Soberon also said authorities have been surprised at the large amounts of dollars Cubans have changed over the past week to avoid the new surcharge.

“It’s been above our expectations,” Soberon said of the quantities changed. “A lot of people are opening accounts in important amounts of money. We didn’t know how much people were saving under their mattresses.”

Soberon declined to estimate how much had been changed thus far, saying he didn’t want to provide ammunition for Cuba’s enemies. He did say that in the first week there had been 700,000 transactions to exchange dollars or open dollar accounts across the island of 11.2 million people.

Some independent analysts have estimated that several hundred million dollars will be exchanged into convertible pesos during the two-week transition period.

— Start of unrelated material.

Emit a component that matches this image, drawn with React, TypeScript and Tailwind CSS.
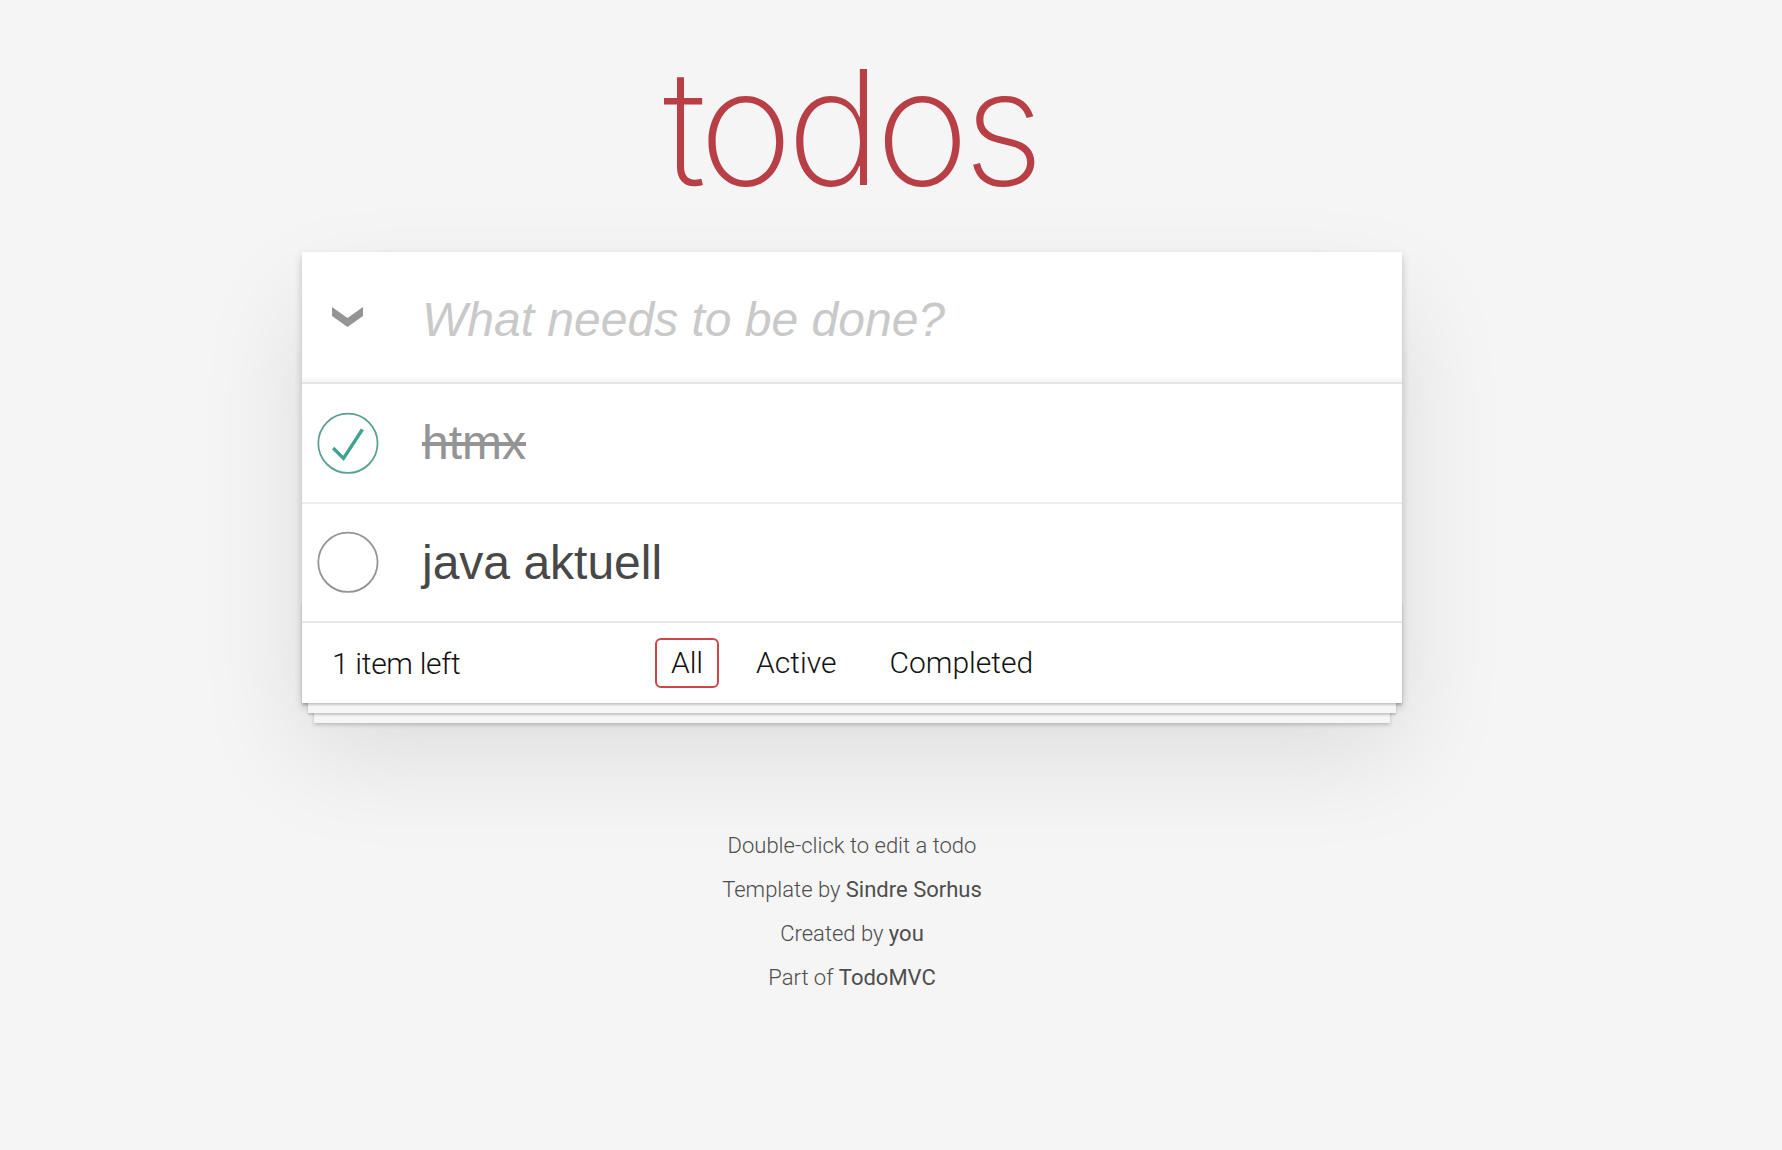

Last week, there were numerous reports of smaller money exchange operations in Havana shutting down early after their daily allotment of 50,000 convertible pesos ran out. Nevertheless, Soberon insisted that Cuba “without doubt” had enough convertible pesos to meet the demand.

Soberon said the 10 percent surcharge was to discourage people from bringing or sending in more dollars.

Cuba has said the measure is necessary to protect the country from an increasing U.S. crackdown on foreign banks sending dollars to Cuba.

Soberon downplayed the impact the measures could have on family remittances, mostly sent by relatives in the United States in dollars.

While some estimates place Cuba’s remittances as high as $1 billion annually, that is a fraction of the $9.3 billion in foreign exchange that flows into Cuba each year, the central bank chief said.